I’m going to force-feed this half-arsed, slow-moving Google god with so much SEO content it has no choice but to projectile vomit it all over the internet.

I want quality blog posts spilling out of its ears. I want it choking on internal links and gasping over well-structured meta descriptions.

I want it to wake up bloated, twitchy, and screaming:

“Fine. Here’s some traffic. Just stop!”

Because polite doesn’t pay the bills. I’ve listened, I’ve waited, I’ve done everything by the book — but I’m done standing at the back of the queue while Google faffs about. I don’t need a trickle. I need it to stop dithering and get its act together.

Yes, I’m Still Driven by Passion — But That’s Not What’s Lighting the Fire Right Now

I do love this. I love the making, the creativity, the learning curve, the challenges, the tiny breakthroughs that come after hours of doubt. There’s something deeply satisfying in all of it — even when I’m knackered.

But right now? I’m being driven by urgency. The kind that wakes you up at 3am wondering how long the money you took early from your pension will last. I’ve got maybe three months left, and after that? I genuinely don’t know. And if it’s going to work, it needs to happen soon.

So I’m not easing in. I’m not pacing myself. I’m blogging like my life depends on it — because in some ways, it sort of does.

This Isn’t a Meltdown — It’s a Strategy

I’m not panicking. I’m prioritising. I’ve laid the groundwork. The content’s there. The product’s there — including tote bags made from rescued fabrics that I’ve poured far too much coffee and sheer determination into. The structure’s solid. But none of it matters if I run out of time.

So no — I’m not waiting politely for Google to catch up. I’ve been standing in line with my best behaviour long enough, and frankly, I’m about ready to start waving a complaint form and tapping my watch.

I’m just tired of being "nearly there." There’s only so much patience you can have before you start throwing everything at the wall to see what sticks. No guarantee, no backup plan, just grit, a ticking clock, and the hope that something finally gives — even if part of me still wants to hide behind the sofa until it’s over.
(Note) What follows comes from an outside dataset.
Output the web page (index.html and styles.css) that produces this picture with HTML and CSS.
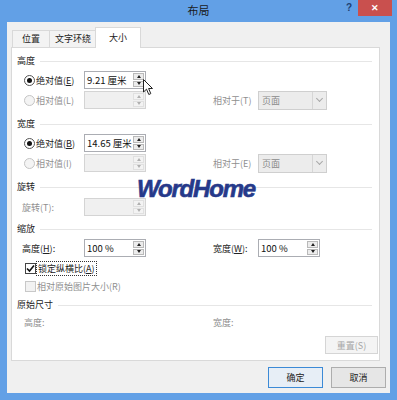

It’s Not Desperation. It’s Determination With a Deadline

This isn’t about ego or being some inspiring girlboss. It’s about getting up every day and knowing there’s still a narrow window of time to make it all come together.

I’m not expecting miracles. I just want momentum. And if it’s going to happen, it’s going to be because I wrote one more blog, fixed one more link, and published one more piece of content while everyone else was taking a day off.

So no — it’s not the money that’s driving me. It’s the fear of running out of it. And the quiet, stubborn belief that I might still pull this off.

Cartoon-style woman with glasses and a worried expression using a vintage sewing machine on the edge of a cliff, surrounded by snowy mountains — symbolising the emotional pressure of running a handmade business.

For Anyone Else in the Thick of It

If you’re in the same boat — doing everything you think you're supposed to, wondering if it’s working, and resisting the urge to shut it all down, retrain as a florist, and pretend this whole e-commerce phase never happened — then yes, it’s grim. Not a breakthrough. Not some defining moment. Just one of those grey, in-between stretches where you keep going because stopping now would feel devastating.

I haven’t cracked it. I don’t know if I will. I’ve spent the last two years building this handmade business from scratch — learning SEO, blogging for visibility — writing about it here — and trying to grow an online shop without a budget or much of a clue at the start. And I’m not going to dish out advice dressed up as insight — if I had answers, I wouldn’t still be refreshing my stats like they might suddenly apologise and explain themselves.

But if you’re still doing the work, still hoping it might click, still half-convinced you’re wasting your time while quietly hoping you’re not — I get it. I truly do.

No great advice here. Just a brutally honest look at the messy reality of trying to make SEO for handmade products actually pay off when the clock’s ticking and the money’s running out.